Most countries in the world are using Gregorian Calendar these days so New Year’s Day falls on January 1st. But that wasn’t always the case and many countries celebrate their own versions of the New Year in addition to the official one.
The most notable is the Lunar New Year which is celebrated in most Asian countries. There is no exact date, but it’s always on the day of the new moon of the first lunar month, so it normally falls between late January and late February. Islamic New Year is based on yet another calendar, so their New Year usually starts right before Christmas. There are many other days celebrated around the world, some of them fixed and some are not, and a lot many people are enjoying the festivities even today.

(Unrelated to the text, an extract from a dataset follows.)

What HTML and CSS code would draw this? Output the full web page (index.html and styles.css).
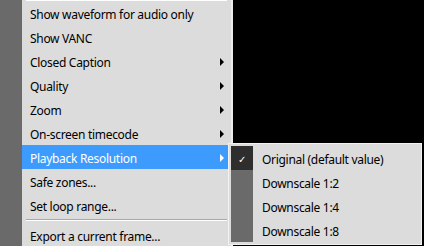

But my favorite one is the Orthodox New Year, also known as the “Old New Year”. Unlike the rest of Europe, Russia was stuck with Julian calendar until 1918, so this particular New Year Eve is usually celebrated on January 13th. Russians being what they are, they’ll always find a new reason to have a get-together, so the tradition continues to this day…
When I was a kid, my grandmother would always make a lot of blintzes and pirogi and invite the whole extended family over. It was a family affair and we always had a great time.
For this very reason, many Russian families in the United States keep their Christmas trees standing up until January 14th, undoubtedly causing headaches to employees of their local Waste Management companies. Myself? I usually use a chainsaw.